Some 11.5 trillion (million million) dollars is held in offshore accounts across the world, according to Tax Justice Network, a grouping of economists, accountants and academics. Because tax authorities are unable to touch this money, they effectively lose 250 billion dollars per year: the equivalent of five times what the United Nations estimated in 2002 as needed to finance its Millennium Development Goals of reducing poverty.
John Christensen, the network’s spokesman, argues that the European Union has a “slightly schizophrenic” attitude towards the problems posed by massive tax evasion and avoidance.
While EU institutions have been “leading the world” in taking some initiatives against tax competition, many of the world’s most notorious tax havens are located within the EU or on the overseas territories of its member states, he noted. These include the City of London (the financial district of London), Luxembourg, the Cayman Islands, Jersey and Guernsey.
Christensen, who has previously worked in Jersey’s banking sector, cited data from the University of Massachusetts suggesting that Africa has lost 607 billion dollars because of capital flight – or five times the amount it has received in development aid – since 1970. Capital flight involves the movement of money from one country to another where a firm believes he or she will get greater returns.
According to Christensen, Britain is one of the main culprits in attracting capital flight by leaving financial services companies in the City of London to a significant extent unregulated. “The City of London is the biggest tax haven in the world,” he said. “Britain is very happy to attract capital out of Africa, Asia and Latin America. And the City of London is not asking was this capital the proceeds of crime, embezzlement or fraud.”
Last year the European Commission found that the Isle of Man, a tax haven off the British mainland, fell foul of the code. Christensen called on the EU to similarly refuse to approve Jersey and Guernsey as these two Channel Islands operate a similar tax regime to the Isle of Man, including a zero rate of corporation tax for many companies.
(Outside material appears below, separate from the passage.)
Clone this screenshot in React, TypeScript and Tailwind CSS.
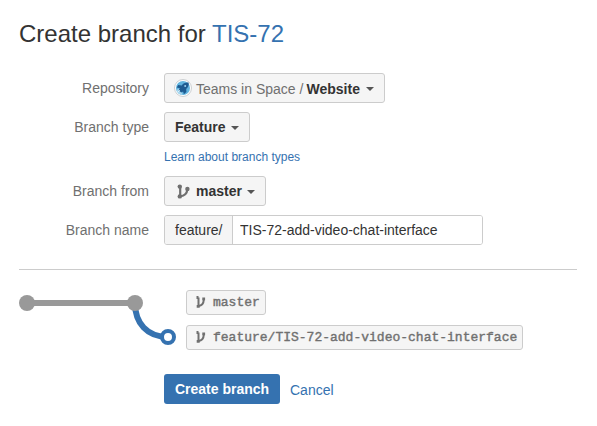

Christensen also urged the Commission to take heed of a request made by the European Parliament in 2007 that stringent rules on reporting be devised for firms working in the extractive industries such as mining or oil.
Parliamentarians have demanded that each firm should be required to publish accounts stating their turnover and what taxes they pay in each of the countries where they operate. Better rules in this area, Christensen said, would “radically reduce the ability of transnational corporations to shift profits out of developing countries.”
Stephen Stork, a tax official in the European Commission, stated that the EU as a whole has limited powers in addressing matters of taxation. Responsibility for direct taxation rests primarily with the union’s 27 national governments, rather than with the Brussels-based institutions.
Still, he said that the work of the EU’s code of conduct group has proved fruitful and that the Union now strives to include clauses against tax practices deemed harmful in agreements on trade and political cooperation it signs with foreign countries. “The authors of the code of conduct knew that tax cooperation should not stop at borders,” he said. “Capital is so mobile.”
The European Network for Debt and Development (Eurodad), a Brussels-based alliance of anti-poverty campaign groups, complained that issues of financial justice are not being adequately addressed by the EU.
Although the Millennium Development Goals stipulate that the world’s governments should devise stronger regulation for the international financial system, no proposals on this matter were contained in a European Commission paper on attaining the MDGs that was published Apr. 9.
Eurodad is frustrated by the slow rate of progress being made by the World Bank and International Monetary Fund in addressing the effects of tax evasion and avoidance on poor countries. In September last year, the World Bank’s President Robert Zoellick said that he would be in favour of a study being carried out on “the development impact of offshore financial centres.” But campaigners allege that not enough has been done to follow up Zoellick’s statement.
Eurodad is also urging France, which will assume the EU’s rotating presidency in the second half of this year, to insist that the surrounding issues are placed on the international agenda. Nicolas Sarkozy, the French president, asked the IMF in February to study the possibility of a worldwide tax on profits reaped by oil companies. But campaigners also bemoan how the French government has been supportive of tax havens in Monaco and Andorra.
“It is strikingly clear that there are huge gaps in the financial regulation system,” said Alex Wilks, Eurodad’s coordinator. “We are quite disappointed to see that the European Commission hasn’t been ambitious enough in seeking to change the financial system to make it development-friendly. If proposals don’t come from the European Union it is difficult to see from which other quarter we will get leadership in the months ahead.”